Cuisine in Boston is similar to the rest of New England cuisine, in that it has a large emphasis on seafood and dairy products. Its best-known dishes are New England clam chowder, fish and chips (usually with cod or scrod), baked beans, lobsters, steamed clams, and fried clams
(See the Boston page, above, for a recipe for Boston baked beans.)

New England clam chowder is a milk- or cream-based chowder, traditionally made with potatoes, onion, bacon or salt pork, flour or hardtack (see picture of hardtack biscuits at right), and clams. Adding tomatoes to clam chowder was shunned, to the point that a 1939 bill making tomatoes in clam chowder illegal was introduced in the Maine legislature. It is occasionally referred to as Boston Clam Chowder in the Midwest.



The American lobster (Homarus americanus)  is a different species from the Caribbean lobster (Metanephrops binghami).
American lobster was initially deemed worthy only of being used as fertilizer or fish bait, and it was not until well into the twentieth century that it was viewed as more than a low-priced canned staple food.
Caught lobsters are graded as new-shell, hard-shell and old-shell and, because lobsters that have recently shed their shells are the most delicate, there is an inverse relationship between the price of American lobster and its flavor. New-shell lobsters have paper-thin shells and a worse meat-to-shell ratio, but what meat exists is very sweet. However, the lobsters are so delicate that even transport to Boston almost kills them, making the market for new-shell lobsters strictly local to the fishing towns where they are offloaded. Hard-shell lobsters with firm shells but with less sweet meat can survive shipping to Boston, New York and even Los Angeles so command a higher price than new-shell lobsters. Meanwhile, old-shell lobsters, which have not shed since the previous season and have a coarser flavor, can be air-shipped anywhere in the world and arrive alive, making them the most expensive. One seafood guide notes that an eight dollar lobster dinner at a restaurant overlooking fishing piers in Maine is consistently delicious, while "the eighty-dollar lobster in a three-star Paris restaurant is apt to be as much about presentation as flavor.
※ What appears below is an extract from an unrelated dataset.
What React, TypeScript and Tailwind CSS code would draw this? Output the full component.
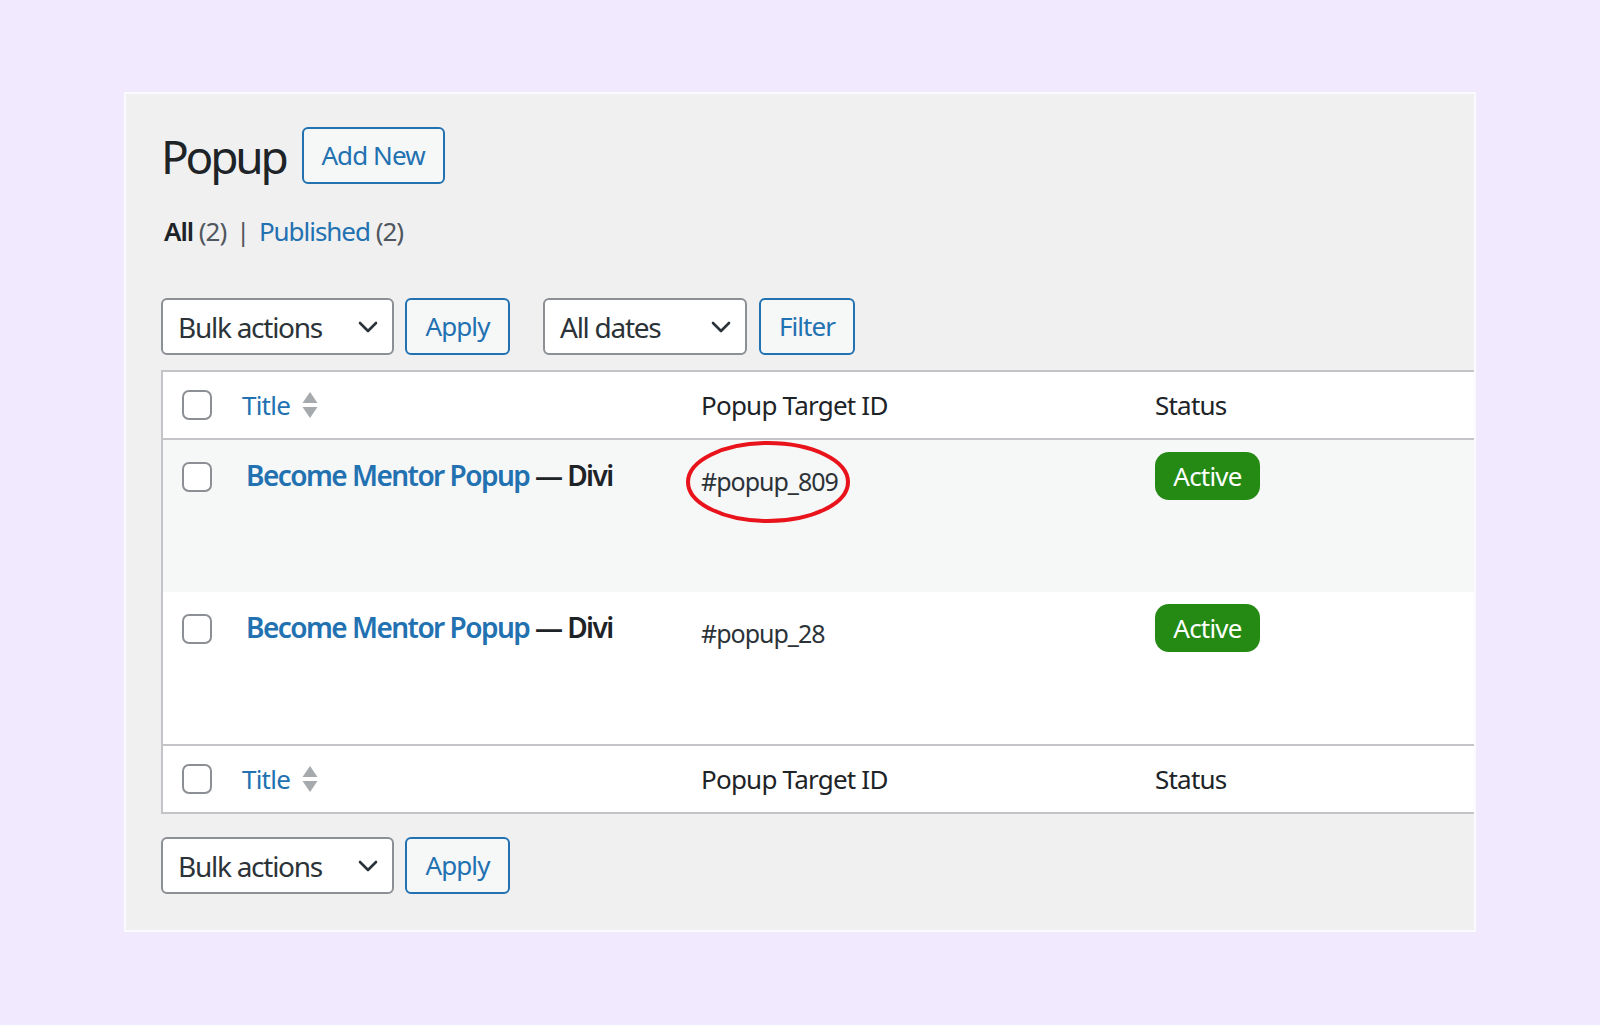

Soft shelled clams live buried in the mud on tidal mudflats. They are well-known as a food item on the coast of New England. Soft-shell clams can be eaten steamed, fried, or in clam chowder. "Steamers" (steamed soft-shell clams) are an integral part of the New England clam bake, where they are served steamed whole in the shell, then pulled from the shell at the table and dipped, first in the clam broth in which they were cooked, to rinse away sand, and then in melted butter.

Fried clams are made by deep frying soft-shell clams that have been dipped in batter.
Fried clams are an iconic food, "to New England what barbecue is to the South". They tend to be served at seaside clam shacks (roadside restaurants). For a lighter meal, a clam roll is made by piling clams into a hot dog bun. Tartar sauce and a lemon slice are the usual condiments. Clams in themselves are low in cholesterol and fat, but fried clams absorb cooking fat.